How I Got the Shot: “Great Crested Grebes”, Bertie Gregory
I’ve always had a fascination with great crested grebes. They are good looking, they have some amazing behaviours and their chicks are the cutest things on the planet. Even so, I have never spent a significant period of time with this species. I recently travelled to Holland to set this straight. Great crested grebes are common throughout both Britain and Holland, so there are plenty of images of them. But I wanted my images to be different. I decided that if I was going to have any chance at achieving this aim, I had to get both very low and very close. In order to do this, I had to get in the water. Obtaining permission to do this in the UK is difficult, whereas in Holland I had a location where it was acceptable.
I chose to focus my efforts on one particular pair: they were used to human noise and movements as for the last few years they had nested near to a section of river with regular boat traffic. Whilst they were very used to humans on the water, they had never seen a human in the water, so at first they were very tentative. Each day I edged closer, studying the birds for any sign of stress. It was crucial that I didn’t rush this process as if disturbed the grebes would abandon the nest. Furthermore, I wouldn’t get any images. After spending 7 hours a day for 7 days in the water, the grebes relaxed and regularly fished around my feet within my lenses minimum focus distance of 2 metres. This was great as I had an excuse to put the camera down (not literally or it would have got very wet) and enjoy the show.
Although having grebes fishing around my legs was special, my favourite encounter came when the pair’s eggs started to hatch. Each day another chick hatched until there were four in total. At this point, the adults took the chicks off the nest and led them out onto the river. Because I had already spent so much time in the water with the adults, they pretty much ignored me and as a result, so too did the chicks.
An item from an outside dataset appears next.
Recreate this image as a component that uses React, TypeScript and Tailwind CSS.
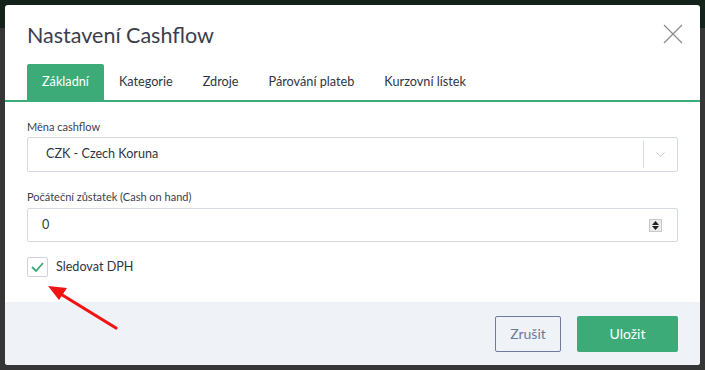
import React from 'react';

const tabs = ['Základní', 'Kategorie', 'Zdroje', 'Párování plateb', 'Kurzovní lístek'];

export default function App() {
  return (
    <div className="h-[370px] w-[705px] overflow-hidden bg-[linear-gradient(#15241b_0_28px,#363636_28px)] pt-[5px] pl-[5px] font-['Lato','Liberation_Sans',sans-serif]">
      <div className="relative flex h-[360px] w-[695px] flex-col overflow-hidden rounded-[3px] bg-white">
        {/* Header */}
        <div className="flex items-start justify-between pl-[22px] pr-[16px] pt-[16px]">
          <h2 className="text-[21.5px] leading-[28px] text-[#3a3d4d]">Nastavení Cashflow</h2>
          <button className="mt-[2px] p-0">
            <svg width="22" height="22" viewBox="0 0 22 22" className="text-[#8a8a8a]">
              <path d="M2 2 L20 20 M20 2 L2 20" stroke="currentColor" strokeWidth="1.2" />
            </svg>
          </button>
        </div>

        {/* Tabs */}
        <div className="mt-[15px] flex border-b-2 border-[#3dab78] pl-[22px]">
          {tabs.map((t, i) => (
            <div
              key={t}
              className={`flex h-[36px] items-center px-[15px] text-[12.7px] ${
                i === 0 ? 'rounded-t-[2px] bg-[#3dab78] text-white' : 'text-[#2e3645]'
              }`}
            >
              {t}
            </div>
          ))}
        </div>

        {/* Body */}
        <div className="flex flex-1 flex-col px-[22px] pt-[18px]">
          <label className="text-[11px] leading-[14px] text-[#3a4150]">Měna cashflow</label>
          <div className="mt-[3px] flex h-[35px] w-[651px] items-center rounded-[2px] border border-[#d5d9e2]">
            <span className="flex-1 pl-[18px] text-[12.6px] text-[#2e3645]">CZK - Czech Koruna</span>
            <div className="h-[27px] w-px bg-[#d5d9e2]" />
            <div className="flex w-[33px] justify-center">
              <svg width="9" height="6" viewBox="0 0 9 6">
                <path d="M0.5 0.5 L4.5 4.5 L8.5 0.5" stroke="#c3c8d2" strokeWidth="1" fill="none" />
              </svg>
            </div>
          </div>

          <label className="mt-[18px] text-[11px] leading-[14px] text-[#3a4150]">Počáteční zůstatek (Cash on hand)</label>
          <div className="mt-[4px] flex h-[34px] w-[651px] items-center rounded-[2px] border border-[#d5d9e2]">
            <span className="flex-1 pl-[14px] text-[12.6px] text-[#2e3645]">0</span>
            <div className="mr-[15px] flex h-[13px] w-[13px] flex-col items-center justify-center gap-[1px] border border-[#c8c8c8] bg-[#ececec]">
              <svg width="7" height="4" viewBox="0 0 7 4"><path d="M3.5 0 L7 4 L0 4 Z" fill="#222" /></svg>
              <svg width="7" height="4" viewBox="0 0 7 4"><path d="M0 0 L7 0 L3.5 4 Z" fill="#222" /></svg>
            </div>
          </div>

          <div className="mt-[15px] flex items-center">
            <div className="flex h-[20px] w-[21px] items-center justify-center rounded-[2px] border border-[#cfd4dc]">
              <svg width="13" height="10" viewBox="0 0 13 10">
                <path d="M1 5 L5 9 L12 1" stroke="#3dab78" strokeWidth="1.8" fill="none" />
              </svg>
            </div>
            <span className="ml-[8px] text-[12.6px] text-[#2e3645]">Sledovat DPH</span>
          </div>
        </div>

        {/* Footer */}
        <div className="flex h-[63px] items-center justify-end gap-[16px] bg-[#eff2f7] pr-[22px]">
          <button className="h-[36px] w-[66px] rounded-[2px] border border-[#6d7c9c] text-[14px] text-[#6b7a99]">Zrušit</button>
          <button className="h-[36px] w-[101px] rounded-[2px] bg-[#3dab78] text-[14px] text-white">Uložit</button>
        </div>

        {/* Annotation arrow */}
        <svg className="pointer-events-none absolute left-0 top-0" width="695" height="360" viewBox="0 0 695 360">
          <line x1="111" y1="323" x2="54" y2="288" stroke="#f01414" strokeWidth="3.2" strokeLinecap="round" />
          <path d="M43 281 L62 283 L54 295 Z" fill="#f01414" />
        </svg>
      </div>
    </div>
  );
}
On one particular morning, a small section of riverbank was shaded by an overhanging willow tree. Meanwhile, the grebe family was fishing about 5 metres from the bank and was lit by the sun. This meant with the right alignment, I could photograph the family with a jet-black background. For some unknown reason, the chicks then lined themselves up along my plane of focus, all looking in different directions. If this wasn’t lucky enough, one of the adults then plucked a feather from its wing and fed it to one of the chicks. A magical moment. It’s thought the feathers build up in the stomach and act as a filter to catch fish bones. Grebes then cough up a pellet containing the bones (similarly to owls) and the feathers help to lubricate this process.